1.              An Order quashing the appeal in this case;

2.              In the alternative an Order extending the time for the Respondent to file a Reply to the Notice of Appeal in this case by 60 days from the date of the Order;

3.              Such further and other relief as this Honourable Court deems just.

THE GROUNDS FOR THE MOTION ARE:

1.              The Appellant is seeking only declaratory relief and is not disputing the amount of the assessment under appeal;

2.              The extension of time is reasonable in the circumstances because the Respondent is bringing this request within a reasonable time after the adjudication of its motion to have the Tax Court of Canada's General Procedure apply to this case and because the Respondent has always intended to file a Reply in respect of this matter and to seek an extension of time to do so.

In the meantime, on May 21, 2002, the Registrar of the Court sent notice to both parties that the appeal had been scheduled for hearing on July 25, 2002. The Respondent then filed the second motion that is before me, which is for an Order adjourning that hearing sine die.

[7]            With that background, I turn now to consider the two motions that are before me on their merits.

[8]            The first question I must decide is whether this Court may entertain an appeal from an assessment made under subsection 296(1) of the Act where that assessment fixes the amount of net tax assessed for the reporting period in question as "nil". Counsel for the Respondent argues that no such appeal will lie, relying on the cases to that effect decided under the Income Tax Act.
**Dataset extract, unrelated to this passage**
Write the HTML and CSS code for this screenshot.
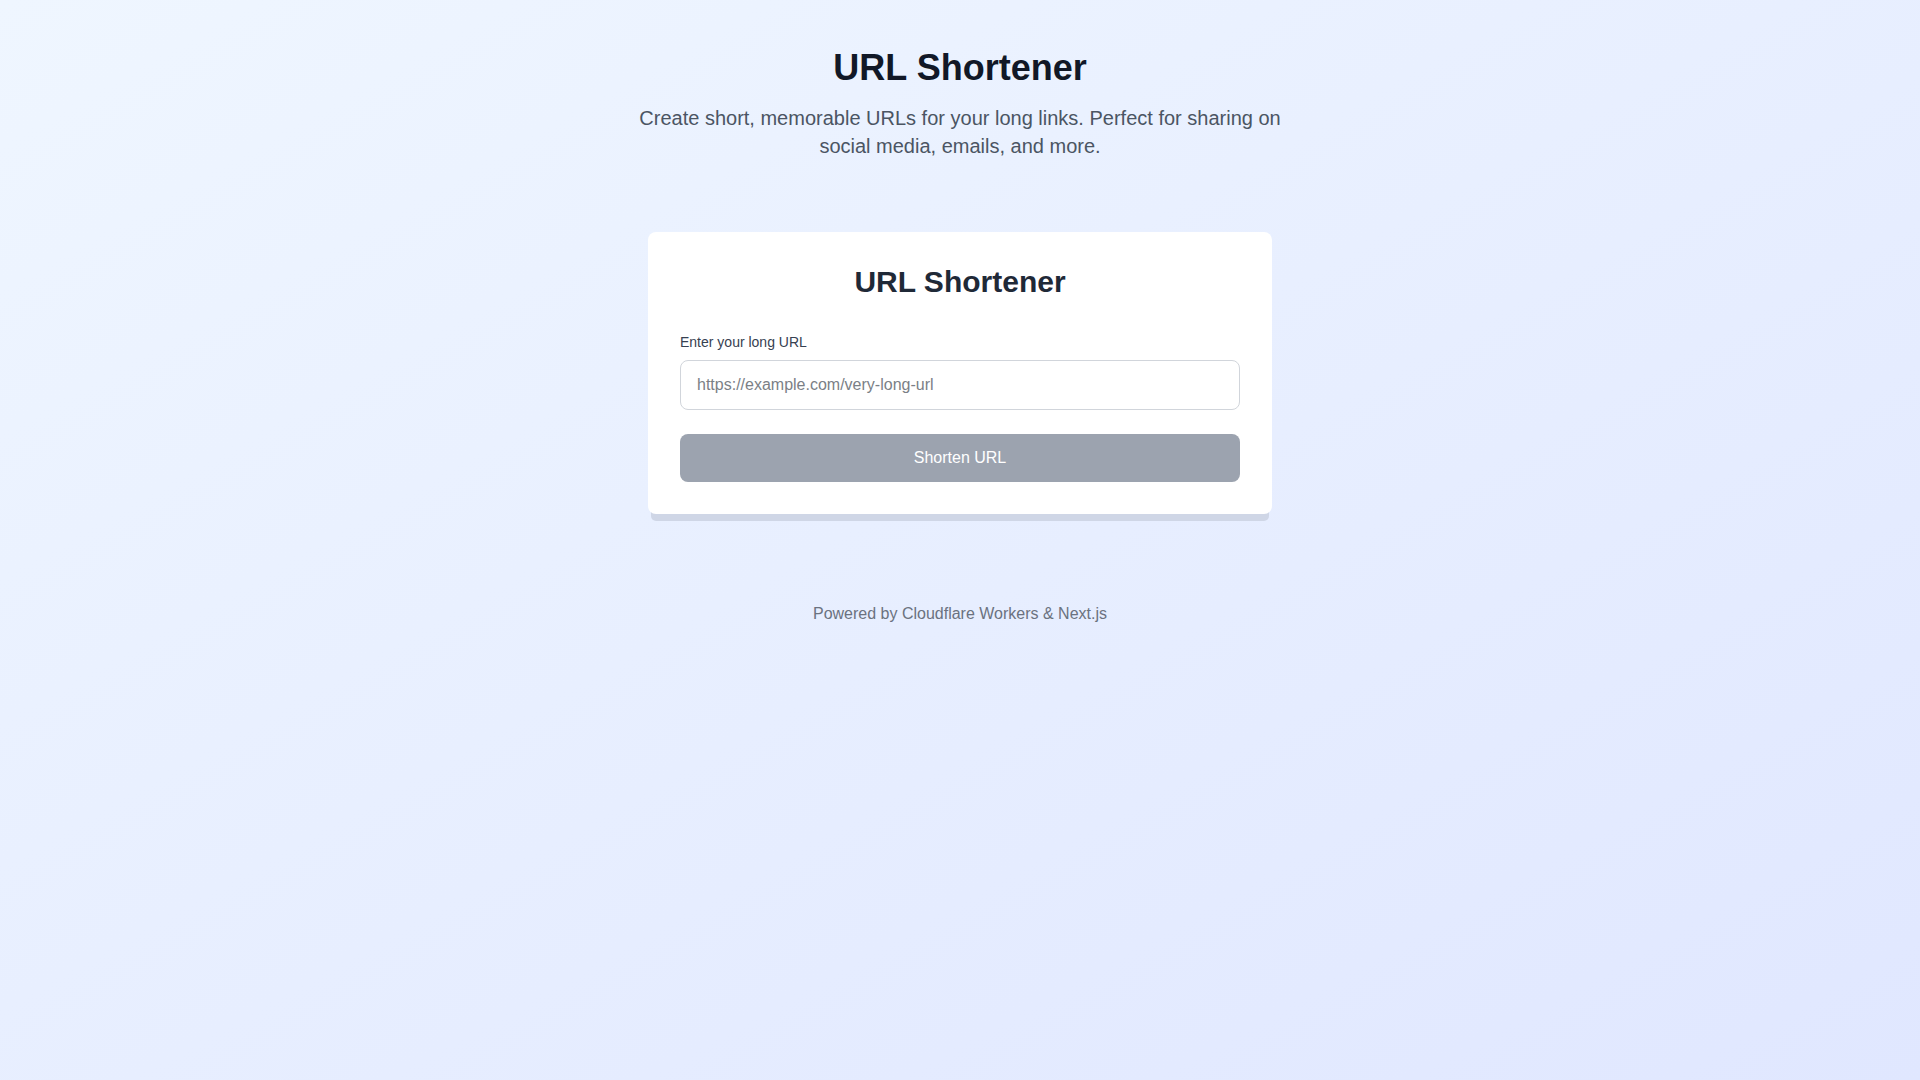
FILE: index.html
```html
<!DOCTYPE html>
<html lang="en">
<head>
    <meta charset="UTF-8">
    <meta name="viewport" content="width=device-width, initial-scale=1.0">
    <title>URL Shortener</title>
    <link rel="stylesheet" href="styles.css">
</head>
<body>
    <main class="page">
        <!-- Header -->
        <header class="hero">
            <h1>URL Shortener</h1>
            <p>Create short, memorable URLs for your long links. Perfect for sharing on social media, emails, and more.</p>
        </header>

        <!-- Form card -->
        <div class="card">
            <h2>URL Shortener</h2>
            <form class="shorten-form" onsubmit="return false;">
                <label for="longUrl">Enter your long URL</label>
                <input type="url" id="longUrl" placeholder="https://example.com/very-long-url">
                <button type="submit" disabled>Shorten URL</button>
            </form>
        </div>

        <!-- Footer -->
        <footer class="footer">Powered by Cloudflare Workers &amp; Next.js</footer>
    </main>
</body>
</html>
```

FILE: styles.css
```css
html, body {
    height: 100%;
}
body {
    margin: 0;
    font-family: 'Liberation Sans', Arial, Helvetica, sans-serif;
    background: linear-gradient(to bottom right, #eff6ff, #e0e7ff);
    color: #111827;
}
.page {
    display: flex;
    flex-direction: column;
    align-items: center;
    padding-top: 48px;
}
.hero {
    text-align: center;
    max-width: 672px;
}
.hero h1 {
    margin: 0 0 16px 0;
    font-size: 36px;
    line-height: 40px;
    font-weight: 700;
    color: #111827; /* gray-900 */
}
.hero p {
    margin: 0;
    font-size: 20px;
    line-height: 28px;
    color: #4b5563; /* gray-600 */
}
.card {
    box-sizing: border-box;
    width: 624px;
    margin-top: 72px;
    padding: 32px;
    background-color: #ffffff;
    border-radius: 8px;
    box-shadow: 0 10px 0 -3px #cfd6e6;
}
.card h2 {
    margin: 0 0 32px 0;
    text-align: center;
    font-size: 30px;
    line-height: 36px;
    font-weight: 700;
    color: #1f2937; /* gray-800 */
}
.shorten-form {
    display: flex;
    flex-direction: column;
}
.shorten-form label {
    font-size: 14px;
    line-height: 20px;
    color: #374151; /* gray-700 */
    margin-bottom: 8px;
}
.shorten-form input {
    box-sizing: border-box;
    width: 100%;
    height: 50px;
    padding: 12px 16px;
    border: 1px solid #d1d5db;
    border-radius: 8px;
    font-family: inherit;
    font-size: 16px;
    line-height: 24px;
    color: #111827;
    background: #ffffff;
    outline: none;
}
.shorten-form input::placeholder {
    color: #7b7f86;
}
.shorten-form button {
    margin-top: 24px;
    height: 48px;
    border: none;
    border-radius: 8px;
    background-color: #9ca3af; /* gray-400, disabled */
    color: #ffffff;
    font-family: inherit;
    font-size: 16px;
    line-height: 24px;
    cursor: not-allowed;
}
.footer {
    margin-top: 88px;
    font-size: 16px;
    line-height: 24px;
    color: #6b7280; /* gray-500 */
}
```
Those cases were reviewed by Judge Dussault of this Court in Consoltex Inc. v. The Queen, 92 DTC 1567. There, after reviewing the well known authorities, Judge Dussault quoted the following passage from the Judgment of Hugesson J.A. of the Federal Court of Appeal in The Queen v. Consumers Gas Co. Limited, 87 DTC 5008:

What is put in issue on appeal to the courts under the Income Tax Act is the Minister's assessment. While the word "assessment" can bear two constructions, as being either the process by which tax is assessed or the product of that assessment, it seems to me clear, from a reading of sections 152 to 177 of the Income Tax Act, that the word is there employed in the second sense only. This conclusion flows in particular from subsection 165(1) and from the well established principle that a taxpayer can neither object to nor appeal from a nil assessment.

Judge Dussault then went on to say:

Consequently, I am of the opinion that there is compelling authority that there is no relief to which the Appellant is entitled or which this Court can properly grant.

Since no tax, interest nor penalty was assessed and since the Court cannot increase the amount assessed by the Minister of National Revenue, one can readily understand the logic of the principle that a taxpayer cannot appeal from a nil assessment. It has been decided that whenever a taxpayer alleges that the Minister has erred in computing the tax resulting in a nil assessment, the matter can be dealt with on its merits in other taxation years for which there are no nil assessments and where it is pertinent in determining the taxes owed for those years. ...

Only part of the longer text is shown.